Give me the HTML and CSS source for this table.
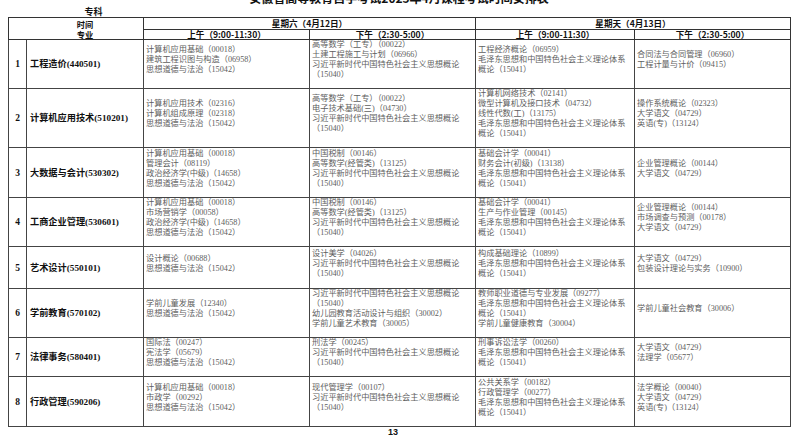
--
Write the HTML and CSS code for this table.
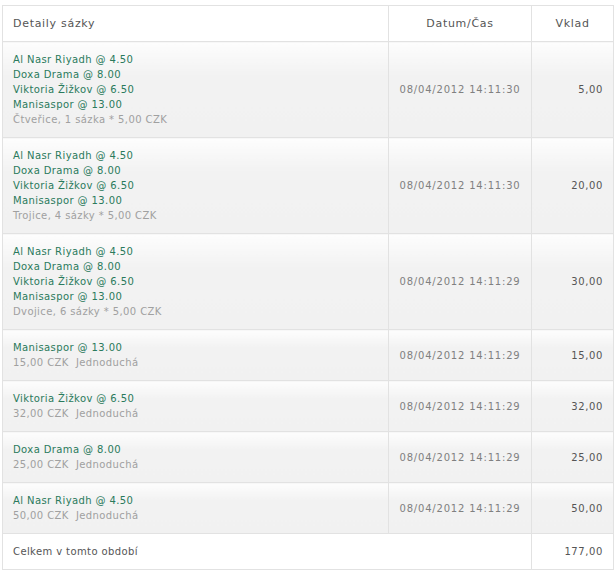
* * *
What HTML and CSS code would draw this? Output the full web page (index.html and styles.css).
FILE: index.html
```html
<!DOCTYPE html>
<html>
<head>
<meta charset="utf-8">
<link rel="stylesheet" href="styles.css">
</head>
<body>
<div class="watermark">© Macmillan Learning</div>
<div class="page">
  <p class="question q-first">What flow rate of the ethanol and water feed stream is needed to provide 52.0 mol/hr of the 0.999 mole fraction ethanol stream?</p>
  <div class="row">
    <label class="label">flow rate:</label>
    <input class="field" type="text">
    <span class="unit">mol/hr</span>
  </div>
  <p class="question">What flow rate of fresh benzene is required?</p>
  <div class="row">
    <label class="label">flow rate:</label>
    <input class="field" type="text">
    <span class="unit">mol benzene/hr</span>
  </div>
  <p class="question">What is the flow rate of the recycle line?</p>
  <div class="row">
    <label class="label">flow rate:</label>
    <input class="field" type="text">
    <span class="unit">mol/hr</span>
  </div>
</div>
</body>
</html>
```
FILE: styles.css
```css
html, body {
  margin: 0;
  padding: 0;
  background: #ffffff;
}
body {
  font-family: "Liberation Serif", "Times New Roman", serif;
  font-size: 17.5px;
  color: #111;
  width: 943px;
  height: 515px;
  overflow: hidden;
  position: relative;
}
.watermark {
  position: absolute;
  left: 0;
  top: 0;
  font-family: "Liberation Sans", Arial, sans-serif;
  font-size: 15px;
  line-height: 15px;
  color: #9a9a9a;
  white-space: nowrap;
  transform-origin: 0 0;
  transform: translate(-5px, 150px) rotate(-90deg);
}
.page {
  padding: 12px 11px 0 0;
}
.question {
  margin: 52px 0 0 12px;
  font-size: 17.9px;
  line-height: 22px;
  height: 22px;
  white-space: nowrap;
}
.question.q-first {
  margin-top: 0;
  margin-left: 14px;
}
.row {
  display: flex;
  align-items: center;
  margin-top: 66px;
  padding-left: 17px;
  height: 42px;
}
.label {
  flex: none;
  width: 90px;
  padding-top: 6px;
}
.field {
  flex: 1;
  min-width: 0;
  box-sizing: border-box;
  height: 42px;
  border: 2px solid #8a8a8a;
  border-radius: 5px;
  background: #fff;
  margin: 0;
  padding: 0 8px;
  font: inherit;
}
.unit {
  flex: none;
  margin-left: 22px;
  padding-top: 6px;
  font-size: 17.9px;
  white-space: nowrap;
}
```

== What the exercise asks ==
Find every line above that contains the word "styles", and return each one.

== In response ==
What HTML and CSS code would draw this? Output the full web page (index.html and styles.css).
<link rel="stylesheet" href="styles.css">
FILE: styles.css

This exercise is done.